■ **AIM OF THE EXERCISE**
Copy out each line that includes the word "screenshot".

■ **SOURCE MATERIAL**
···

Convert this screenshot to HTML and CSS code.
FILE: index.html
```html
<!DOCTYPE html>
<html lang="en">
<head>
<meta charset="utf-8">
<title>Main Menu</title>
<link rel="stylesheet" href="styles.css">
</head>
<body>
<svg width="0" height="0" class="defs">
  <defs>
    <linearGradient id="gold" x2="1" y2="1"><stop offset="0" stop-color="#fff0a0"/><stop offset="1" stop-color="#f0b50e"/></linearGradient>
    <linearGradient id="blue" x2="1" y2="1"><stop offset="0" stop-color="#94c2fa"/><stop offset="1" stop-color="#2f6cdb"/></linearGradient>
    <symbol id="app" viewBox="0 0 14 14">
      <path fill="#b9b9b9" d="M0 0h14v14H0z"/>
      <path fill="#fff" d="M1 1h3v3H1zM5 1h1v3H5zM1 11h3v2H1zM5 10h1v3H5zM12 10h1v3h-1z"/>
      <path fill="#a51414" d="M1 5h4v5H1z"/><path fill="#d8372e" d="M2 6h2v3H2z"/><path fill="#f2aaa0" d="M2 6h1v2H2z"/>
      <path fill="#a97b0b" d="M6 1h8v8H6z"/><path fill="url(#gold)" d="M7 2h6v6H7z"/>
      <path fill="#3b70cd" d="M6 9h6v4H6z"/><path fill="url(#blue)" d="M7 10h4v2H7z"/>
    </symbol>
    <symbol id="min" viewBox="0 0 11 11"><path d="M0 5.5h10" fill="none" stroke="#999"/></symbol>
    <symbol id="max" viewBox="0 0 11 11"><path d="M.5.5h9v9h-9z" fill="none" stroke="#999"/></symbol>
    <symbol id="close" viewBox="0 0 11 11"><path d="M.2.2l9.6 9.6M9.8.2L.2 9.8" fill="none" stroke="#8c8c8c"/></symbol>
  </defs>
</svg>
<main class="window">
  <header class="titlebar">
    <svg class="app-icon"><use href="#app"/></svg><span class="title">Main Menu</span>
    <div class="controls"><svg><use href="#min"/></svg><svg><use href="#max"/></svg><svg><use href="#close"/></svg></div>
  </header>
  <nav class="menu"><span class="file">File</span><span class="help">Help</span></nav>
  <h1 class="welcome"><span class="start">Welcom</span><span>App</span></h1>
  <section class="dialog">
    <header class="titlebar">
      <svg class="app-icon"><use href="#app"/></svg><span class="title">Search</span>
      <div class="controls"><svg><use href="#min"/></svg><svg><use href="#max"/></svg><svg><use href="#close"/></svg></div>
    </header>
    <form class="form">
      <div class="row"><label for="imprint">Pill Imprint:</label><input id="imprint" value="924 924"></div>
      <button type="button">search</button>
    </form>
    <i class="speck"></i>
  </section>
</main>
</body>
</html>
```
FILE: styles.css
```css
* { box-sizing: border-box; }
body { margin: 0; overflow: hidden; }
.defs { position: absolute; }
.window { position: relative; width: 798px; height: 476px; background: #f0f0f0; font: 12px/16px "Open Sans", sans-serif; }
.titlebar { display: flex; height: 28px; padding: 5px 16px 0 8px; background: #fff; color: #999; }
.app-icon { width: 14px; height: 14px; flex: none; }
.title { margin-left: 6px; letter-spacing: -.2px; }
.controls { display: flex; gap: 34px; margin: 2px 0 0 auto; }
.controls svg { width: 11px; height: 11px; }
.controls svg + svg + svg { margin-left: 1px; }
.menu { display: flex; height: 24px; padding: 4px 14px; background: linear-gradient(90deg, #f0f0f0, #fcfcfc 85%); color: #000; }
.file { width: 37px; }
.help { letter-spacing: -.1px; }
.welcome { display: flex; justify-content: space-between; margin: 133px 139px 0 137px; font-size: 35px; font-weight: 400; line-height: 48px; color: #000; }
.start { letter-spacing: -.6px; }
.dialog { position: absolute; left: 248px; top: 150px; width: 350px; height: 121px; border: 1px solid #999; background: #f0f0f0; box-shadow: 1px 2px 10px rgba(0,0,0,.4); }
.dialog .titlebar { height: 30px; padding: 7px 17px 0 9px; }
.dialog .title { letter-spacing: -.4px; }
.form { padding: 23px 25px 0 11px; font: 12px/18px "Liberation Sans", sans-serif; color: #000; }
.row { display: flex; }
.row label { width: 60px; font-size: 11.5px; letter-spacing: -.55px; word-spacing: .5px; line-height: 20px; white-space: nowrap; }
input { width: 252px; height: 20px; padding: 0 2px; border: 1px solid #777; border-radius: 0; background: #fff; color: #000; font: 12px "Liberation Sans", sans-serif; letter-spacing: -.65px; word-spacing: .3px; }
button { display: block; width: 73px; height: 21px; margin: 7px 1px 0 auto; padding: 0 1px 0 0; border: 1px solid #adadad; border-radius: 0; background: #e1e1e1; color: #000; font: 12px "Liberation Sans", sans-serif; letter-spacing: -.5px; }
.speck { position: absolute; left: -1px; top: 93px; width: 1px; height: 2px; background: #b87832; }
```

···

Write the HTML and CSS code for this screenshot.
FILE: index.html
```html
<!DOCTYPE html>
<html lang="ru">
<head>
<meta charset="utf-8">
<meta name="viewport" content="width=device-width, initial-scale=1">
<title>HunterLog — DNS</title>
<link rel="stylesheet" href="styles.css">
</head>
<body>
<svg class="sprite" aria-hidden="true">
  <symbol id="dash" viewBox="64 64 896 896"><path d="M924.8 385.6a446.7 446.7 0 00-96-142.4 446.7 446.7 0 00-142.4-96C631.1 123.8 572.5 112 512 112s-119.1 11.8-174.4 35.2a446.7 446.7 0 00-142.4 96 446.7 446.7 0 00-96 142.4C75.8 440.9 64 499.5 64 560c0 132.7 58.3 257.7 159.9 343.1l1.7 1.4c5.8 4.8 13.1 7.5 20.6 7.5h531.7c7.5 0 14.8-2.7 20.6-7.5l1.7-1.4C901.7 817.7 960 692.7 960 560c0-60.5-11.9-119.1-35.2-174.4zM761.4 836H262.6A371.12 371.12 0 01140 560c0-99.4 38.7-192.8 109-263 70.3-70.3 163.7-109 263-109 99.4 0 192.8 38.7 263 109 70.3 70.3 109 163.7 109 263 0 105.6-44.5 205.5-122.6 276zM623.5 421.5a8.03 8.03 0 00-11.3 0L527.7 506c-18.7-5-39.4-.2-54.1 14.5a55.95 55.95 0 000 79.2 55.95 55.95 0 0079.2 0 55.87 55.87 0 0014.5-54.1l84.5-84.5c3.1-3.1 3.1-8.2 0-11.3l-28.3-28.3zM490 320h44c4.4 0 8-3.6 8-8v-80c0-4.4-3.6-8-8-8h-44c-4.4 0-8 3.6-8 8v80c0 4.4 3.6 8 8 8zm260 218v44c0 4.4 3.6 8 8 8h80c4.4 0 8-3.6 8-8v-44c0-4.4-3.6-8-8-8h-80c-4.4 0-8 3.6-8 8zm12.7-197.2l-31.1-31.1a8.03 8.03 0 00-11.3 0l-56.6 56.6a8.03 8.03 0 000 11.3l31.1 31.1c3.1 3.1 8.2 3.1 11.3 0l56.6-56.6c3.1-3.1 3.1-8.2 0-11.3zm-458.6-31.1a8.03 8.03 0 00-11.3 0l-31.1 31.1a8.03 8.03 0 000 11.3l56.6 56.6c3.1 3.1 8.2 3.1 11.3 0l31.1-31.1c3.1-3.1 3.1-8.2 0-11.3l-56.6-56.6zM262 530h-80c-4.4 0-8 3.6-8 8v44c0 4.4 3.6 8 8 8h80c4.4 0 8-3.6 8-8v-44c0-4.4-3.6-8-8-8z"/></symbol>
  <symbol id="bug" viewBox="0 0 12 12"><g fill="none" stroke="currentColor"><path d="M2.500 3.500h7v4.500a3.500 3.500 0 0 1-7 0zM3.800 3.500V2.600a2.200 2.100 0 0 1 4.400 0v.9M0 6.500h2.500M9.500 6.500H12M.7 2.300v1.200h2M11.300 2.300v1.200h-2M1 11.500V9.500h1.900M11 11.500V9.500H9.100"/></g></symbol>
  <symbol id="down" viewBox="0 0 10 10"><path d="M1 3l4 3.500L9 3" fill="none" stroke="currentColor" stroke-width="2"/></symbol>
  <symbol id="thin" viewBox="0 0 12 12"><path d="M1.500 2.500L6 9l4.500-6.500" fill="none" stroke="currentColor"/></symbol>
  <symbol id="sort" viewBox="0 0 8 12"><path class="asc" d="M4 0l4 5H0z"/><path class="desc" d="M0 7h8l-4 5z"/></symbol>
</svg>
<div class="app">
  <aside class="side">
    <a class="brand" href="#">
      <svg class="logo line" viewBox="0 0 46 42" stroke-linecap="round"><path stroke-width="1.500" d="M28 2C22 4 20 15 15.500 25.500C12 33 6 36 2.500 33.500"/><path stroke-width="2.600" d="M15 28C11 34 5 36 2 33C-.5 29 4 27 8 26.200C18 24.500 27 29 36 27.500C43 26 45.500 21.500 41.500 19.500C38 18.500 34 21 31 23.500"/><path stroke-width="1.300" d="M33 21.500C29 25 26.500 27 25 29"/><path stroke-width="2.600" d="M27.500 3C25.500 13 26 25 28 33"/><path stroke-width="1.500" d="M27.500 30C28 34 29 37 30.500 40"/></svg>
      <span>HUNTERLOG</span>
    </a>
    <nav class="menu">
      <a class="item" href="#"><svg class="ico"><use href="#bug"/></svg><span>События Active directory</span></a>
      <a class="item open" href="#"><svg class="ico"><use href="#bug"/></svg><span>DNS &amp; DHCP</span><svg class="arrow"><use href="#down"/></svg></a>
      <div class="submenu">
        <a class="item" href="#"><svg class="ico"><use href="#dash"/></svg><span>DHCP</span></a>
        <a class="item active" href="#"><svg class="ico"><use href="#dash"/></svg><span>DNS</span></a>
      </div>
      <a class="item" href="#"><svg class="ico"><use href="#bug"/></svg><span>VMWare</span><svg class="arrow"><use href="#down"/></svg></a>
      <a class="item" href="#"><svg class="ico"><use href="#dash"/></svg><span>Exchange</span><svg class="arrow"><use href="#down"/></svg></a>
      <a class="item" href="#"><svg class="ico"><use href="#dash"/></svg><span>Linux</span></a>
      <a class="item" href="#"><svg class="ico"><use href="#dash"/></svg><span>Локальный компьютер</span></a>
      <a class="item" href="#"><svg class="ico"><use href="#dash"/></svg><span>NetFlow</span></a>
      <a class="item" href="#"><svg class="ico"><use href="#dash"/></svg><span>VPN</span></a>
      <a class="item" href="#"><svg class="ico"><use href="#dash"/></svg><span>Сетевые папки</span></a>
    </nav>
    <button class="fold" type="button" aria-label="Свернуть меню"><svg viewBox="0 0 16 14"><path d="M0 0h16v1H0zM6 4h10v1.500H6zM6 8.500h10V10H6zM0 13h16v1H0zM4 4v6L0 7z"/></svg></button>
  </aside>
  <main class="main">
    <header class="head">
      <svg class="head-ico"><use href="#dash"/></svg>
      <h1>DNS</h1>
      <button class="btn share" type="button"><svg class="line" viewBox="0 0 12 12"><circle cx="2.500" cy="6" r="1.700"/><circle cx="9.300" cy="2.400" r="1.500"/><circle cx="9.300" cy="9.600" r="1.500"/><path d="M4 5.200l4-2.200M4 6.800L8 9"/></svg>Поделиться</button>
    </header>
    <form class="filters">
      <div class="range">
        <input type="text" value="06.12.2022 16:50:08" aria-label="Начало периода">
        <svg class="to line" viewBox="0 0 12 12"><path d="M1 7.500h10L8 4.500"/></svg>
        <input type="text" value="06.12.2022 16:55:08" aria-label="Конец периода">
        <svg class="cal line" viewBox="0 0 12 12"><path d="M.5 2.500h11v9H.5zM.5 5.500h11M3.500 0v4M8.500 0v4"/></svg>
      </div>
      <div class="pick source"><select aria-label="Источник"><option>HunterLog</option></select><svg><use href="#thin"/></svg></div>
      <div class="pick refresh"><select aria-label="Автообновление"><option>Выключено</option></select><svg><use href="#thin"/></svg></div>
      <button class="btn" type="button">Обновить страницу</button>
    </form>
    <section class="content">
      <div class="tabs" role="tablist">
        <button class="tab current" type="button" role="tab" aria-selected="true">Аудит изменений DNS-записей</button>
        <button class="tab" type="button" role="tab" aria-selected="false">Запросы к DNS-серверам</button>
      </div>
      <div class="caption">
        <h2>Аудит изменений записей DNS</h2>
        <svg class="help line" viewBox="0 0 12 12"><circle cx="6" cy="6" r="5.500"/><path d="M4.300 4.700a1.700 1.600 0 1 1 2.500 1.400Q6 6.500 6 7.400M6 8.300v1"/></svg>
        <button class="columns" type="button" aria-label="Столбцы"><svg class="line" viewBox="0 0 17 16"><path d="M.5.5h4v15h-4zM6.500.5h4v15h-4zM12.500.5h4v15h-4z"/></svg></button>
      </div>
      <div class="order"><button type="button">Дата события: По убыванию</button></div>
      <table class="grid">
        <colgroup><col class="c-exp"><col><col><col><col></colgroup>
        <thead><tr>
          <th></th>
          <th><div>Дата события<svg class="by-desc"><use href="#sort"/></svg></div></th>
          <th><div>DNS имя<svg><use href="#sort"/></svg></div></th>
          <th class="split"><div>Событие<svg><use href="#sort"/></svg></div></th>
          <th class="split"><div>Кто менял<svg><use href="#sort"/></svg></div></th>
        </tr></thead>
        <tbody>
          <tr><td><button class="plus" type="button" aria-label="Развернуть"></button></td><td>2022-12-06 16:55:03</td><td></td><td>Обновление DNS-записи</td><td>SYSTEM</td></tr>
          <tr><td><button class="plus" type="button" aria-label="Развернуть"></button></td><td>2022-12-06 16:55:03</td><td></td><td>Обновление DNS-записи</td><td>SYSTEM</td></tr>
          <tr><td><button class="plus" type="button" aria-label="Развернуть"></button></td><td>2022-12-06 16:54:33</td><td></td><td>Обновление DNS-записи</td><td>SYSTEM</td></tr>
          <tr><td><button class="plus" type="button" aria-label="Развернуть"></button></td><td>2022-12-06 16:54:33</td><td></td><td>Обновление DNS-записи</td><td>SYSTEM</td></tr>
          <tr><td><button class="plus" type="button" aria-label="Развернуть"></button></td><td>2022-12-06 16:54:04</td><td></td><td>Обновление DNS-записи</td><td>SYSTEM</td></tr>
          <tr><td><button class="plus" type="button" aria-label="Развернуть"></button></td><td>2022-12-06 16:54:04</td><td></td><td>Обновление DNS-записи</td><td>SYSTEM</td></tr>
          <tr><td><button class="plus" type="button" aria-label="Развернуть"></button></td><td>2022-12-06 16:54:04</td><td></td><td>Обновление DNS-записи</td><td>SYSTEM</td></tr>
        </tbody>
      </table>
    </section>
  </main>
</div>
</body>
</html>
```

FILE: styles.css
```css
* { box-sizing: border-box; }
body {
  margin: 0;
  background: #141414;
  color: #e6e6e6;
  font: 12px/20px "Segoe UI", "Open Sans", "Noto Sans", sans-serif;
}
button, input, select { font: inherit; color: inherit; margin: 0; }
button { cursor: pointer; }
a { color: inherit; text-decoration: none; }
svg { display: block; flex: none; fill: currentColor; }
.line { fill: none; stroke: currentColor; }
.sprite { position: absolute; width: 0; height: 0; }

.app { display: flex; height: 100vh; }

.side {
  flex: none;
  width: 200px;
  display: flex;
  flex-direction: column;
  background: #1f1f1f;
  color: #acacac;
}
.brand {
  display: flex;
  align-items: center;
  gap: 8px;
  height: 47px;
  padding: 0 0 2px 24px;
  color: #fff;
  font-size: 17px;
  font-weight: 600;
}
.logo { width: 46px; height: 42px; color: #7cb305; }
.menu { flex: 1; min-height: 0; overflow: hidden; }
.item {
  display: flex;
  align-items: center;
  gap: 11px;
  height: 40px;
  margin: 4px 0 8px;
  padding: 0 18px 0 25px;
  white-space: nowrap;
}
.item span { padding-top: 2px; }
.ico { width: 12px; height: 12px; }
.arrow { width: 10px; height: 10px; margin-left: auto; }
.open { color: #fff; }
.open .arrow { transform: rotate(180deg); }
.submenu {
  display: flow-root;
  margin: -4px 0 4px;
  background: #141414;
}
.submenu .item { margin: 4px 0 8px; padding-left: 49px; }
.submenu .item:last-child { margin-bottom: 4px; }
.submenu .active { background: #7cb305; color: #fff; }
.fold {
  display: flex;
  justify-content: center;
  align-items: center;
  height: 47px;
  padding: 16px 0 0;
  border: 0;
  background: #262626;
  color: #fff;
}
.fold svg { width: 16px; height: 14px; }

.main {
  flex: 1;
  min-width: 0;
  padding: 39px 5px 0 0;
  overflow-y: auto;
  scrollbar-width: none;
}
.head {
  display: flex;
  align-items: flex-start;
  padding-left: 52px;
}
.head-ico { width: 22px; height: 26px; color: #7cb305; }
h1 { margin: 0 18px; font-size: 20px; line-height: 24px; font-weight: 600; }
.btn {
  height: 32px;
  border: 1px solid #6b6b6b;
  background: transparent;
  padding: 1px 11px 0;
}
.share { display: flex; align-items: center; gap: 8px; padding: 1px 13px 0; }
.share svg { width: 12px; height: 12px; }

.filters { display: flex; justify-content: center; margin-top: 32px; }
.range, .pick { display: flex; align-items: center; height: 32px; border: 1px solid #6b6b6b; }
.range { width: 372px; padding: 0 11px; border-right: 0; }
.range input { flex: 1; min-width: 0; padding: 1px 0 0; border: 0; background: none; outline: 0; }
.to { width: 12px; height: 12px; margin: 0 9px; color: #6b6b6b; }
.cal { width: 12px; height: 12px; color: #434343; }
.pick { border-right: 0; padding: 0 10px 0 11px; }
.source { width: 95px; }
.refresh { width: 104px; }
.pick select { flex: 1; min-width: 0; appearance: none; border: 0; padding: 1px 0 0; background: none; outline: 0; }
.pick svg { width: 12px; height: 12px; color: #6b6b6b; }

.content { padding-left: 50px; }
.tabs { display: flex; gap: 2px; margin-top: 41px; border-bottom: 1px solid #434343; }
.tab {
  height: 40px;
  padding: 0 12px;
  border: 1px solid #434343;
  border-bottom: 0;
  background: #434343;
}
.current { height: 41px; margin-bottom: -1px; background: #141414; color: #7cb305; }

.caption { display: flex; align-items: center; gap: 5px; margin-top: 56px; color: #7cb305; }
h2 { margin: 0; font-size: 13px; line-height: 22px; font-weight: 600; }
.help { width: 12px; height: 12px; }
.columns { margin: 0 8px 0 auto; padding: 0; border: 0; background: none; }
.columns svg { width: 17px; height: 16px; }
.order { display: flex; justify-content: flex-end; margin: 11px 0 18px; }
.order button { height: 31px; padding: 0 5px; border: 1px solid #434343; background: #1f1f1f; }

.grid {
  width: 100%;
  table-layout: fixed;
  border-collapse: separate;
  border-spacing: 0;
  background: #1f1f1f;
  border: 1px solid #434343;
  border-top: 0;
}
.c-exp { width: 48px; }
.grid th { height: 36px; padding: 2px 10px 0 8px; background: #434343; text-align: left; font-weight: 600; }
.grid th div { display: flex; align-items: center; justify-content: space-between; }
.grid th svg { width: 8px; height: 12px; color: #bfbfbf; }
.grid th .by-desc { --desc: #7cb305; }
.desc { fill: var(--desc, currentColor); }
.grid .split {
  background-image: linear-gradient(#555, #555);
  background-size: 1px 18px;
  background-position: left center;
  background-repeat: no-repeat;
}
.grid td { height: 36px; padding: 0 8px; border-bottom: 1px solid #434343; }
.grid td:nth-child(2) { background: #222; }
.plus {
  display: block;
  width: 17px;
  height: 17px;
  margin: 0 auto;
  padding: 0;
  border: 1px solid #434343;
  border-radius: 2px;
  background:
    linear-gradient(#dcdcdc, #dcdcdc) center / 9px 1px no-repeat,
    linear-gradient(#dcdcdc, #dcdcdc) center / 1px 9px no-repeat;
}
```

···

■ **REPLY TO THE EXERCISE**
Convert this screenshot to HTML and CSS code.
Write the HTML and CSS code for this screenshot.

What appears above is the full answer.